During the protest action in connection with the crash of a Russian bomber Su-24, 1 km from the border with Turkey in the Syrian Latakia.

During the protest action in connection with the crash of a Russian bomber Su-24, 1 km from the border with Turkey in the Syrian Latakia.

Artem Korotaev / TASS
Moscow introduced restrictive measures against Turkey in late November. They include a temporary ban on imports of certain Turkish products, curtailing the Russian operations of a number of Turkish organizations and a ban on Russian employers hiring Turkish nationals.

Sixty-three percent of Russian public say they are against the cancelation of economic sanctions imposed against Turkey after its air force downed the Russian jet in November that was delivering airstrikes on terrorists in Syria.

An even larger proportion of respondents – 78 percent - maintain that the Russian authorities should not agree to any compromise before Ankara officially apologizes for the attack on the Russian aircraft, according to the latest poll held by the state-run agency VTSIOM in mid-February.

The share of those who told researchers that they would rather see the sanctions against the neighboring country lifted was 21 percent. Some 11 percent said that Russia should attempt to restore good relations with Turkey even if this country does not apologize for the attack that resulted in the deaths of Russian servicemen.

When researchers asked which of the two countries suffered more from the ongoing conflict, 54 percent of Russians said that they consider Turkey to be the greatest loser. Thirty-five percent hold that both parties suffered equal losses in the conflict and only 3 percent said that they considered Russian losses the greatest.

Moscow introduced restrictive measures against Turkey in late November. The restrictions include a temporary ban on imports of certain Turkish products, curtailing the Russian operations of a number of Turkish organizations and a ban on Russian employers hiring Turkish nationals, effective from January 1, 2016.

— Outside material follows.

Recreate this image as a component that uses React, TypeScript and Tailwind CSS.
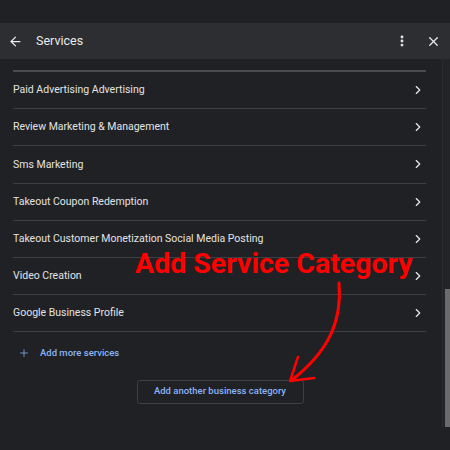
import { ArrowLeft, ChevronRight, EllipsisVertical, Plus, X } from 'lucide-react';

const services = [
  'Paid Advertising Advertising',
  'Review Marketing & Management',
  'Sms Marketing',
  'Takeout Coupon Redemption',
  'Takeout Customer Monetization Social Media Posting',
  'Video Creation',
  'Google Business Profile',
];

export default function App() {
  return (
    <div className="relative w-[450px] h-[450px] overflow-hidden bg-[#202124] text-[#e8eaed]" style={{ fontFamily: 'Roboto, "Liberation Sans", sans-serif' }}>
      <div className="h-[23px]" />
      <div className="h-[36px] bg-[#2d2e31] flex items-center pl-[8px] pr-[9px]">
        <ArrowLeft className="w-[15px] h-[15px] text-[#e8eaed]" strokeWidth={2} />
        <span className="ml-[13px] text-[12.5px] text-[#e8eaed]">Services</span>
        <div className="flex-1" />
        <EllipsisVertical className="w-[14px] h-[14px] text-[#e8eaed]" strokeWidth={3} />
        <X className="ml-[17px] w-[15px] h-[15px] text-[#e8eaed]" strokeWidth={2} />
      </div>
      <div className="flex h-[368px]">
        <div className="flex-1 pl-[13px] pr-[16px]">
          <div className="h-[11px]" />
          <div className="h-[2px] bg-[#4a4b4e]" />
          {services.map((s) => (
            <div key={s} className="h-[37.2px] flex items-center justify-between border-b border-[#3c4043]">
              <span className="text-[10.5px] text-[#e3e3e3]">{s}</span>
              <ChevronRight className="w-[14px] h-[14px] text-[#e8eaed] mr-[1px]" strokeWidth={2} />
            </div>
          ))}
          <div className="flex items-center mt-[14px] ml-[5px] text-[#8ab4f8]">
            <Plus className="w-[12px] h-[12px]" strokeWidth={1.5} />
            <span className="ml-[10px] text-[9.5px] font-medium">Add more services</span>
          </div>
          <div className="flex justify-center mt-[19px] pl-[1px]">
            <div className="w-[167px] h-[24px] border border-[#3c4043] rounded-[3px] flex items-center justify-center text-[9.5px] font-medium text-[#8ab4f8]">
              Add another business category
            </div>
          </div>
        </div>
        <div className="w-[8px] border-l border-[#2a2b2e] bg-[#232427] flex flex-col justify-end">
          <div className="h-[138px] bg-[#6b6b6d] ml-[2px]" />
        </div>
      </div>
      <div
        className="absolute left-[135px] top-[250px] text-[28.5px] leading-none font-bold text-[#ff0000]"
        style={{ fontFamily: 'Roboto, "Liberation Sans", sans-serif' }}
      >
        Add Service Category
      </div>
      <svg className="absolute left-0 top-0 pointer-events-none" width="450" height="450" viewBox="0 0 450 450">
        <path d="M339 283 C342 320 330 350 292 380" fill="none" stroke="#ff0000" strokeWidth="3" strokeLinecap="round" />
        <path d="M298 357 L290 381 L314 378" fill="none" stroke="#ff0000" strokeWidth="2.5" strokeLinecap="round" strokeLinejoin="round" />
      </svg>
    </div>
  );
}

Direct charter flights between Russia and Turkey, which constituted about 90 percent air traffic between the countries, were also stopped meaning potential multi-million losses for Turkish tourism sector.

As of January 1 this year, the Russian government updated the list of restrictions with a ban for Turkish construction companies, architecture firms, travel agencies and hotel chains from doing business in Russia. Turkish companies were also deprived of the opportunity to get any state or municipal contracts.

The Su-24 frontline bomber of the Russian Air Force was shot down by a Turkish F-16 fighter on November 24 during a pre-planned raid on the positions of Islamic State (IS, also known as ISIS and ISIL) in Syria. A group of terrorists supported by the Turkish side managed to kill one of the two Russian pilots as he parachuted down after ejecting from the damaged aircraft. The terrorists also downed a helicopter from the search-and-rescue mission, killing one Russian marine.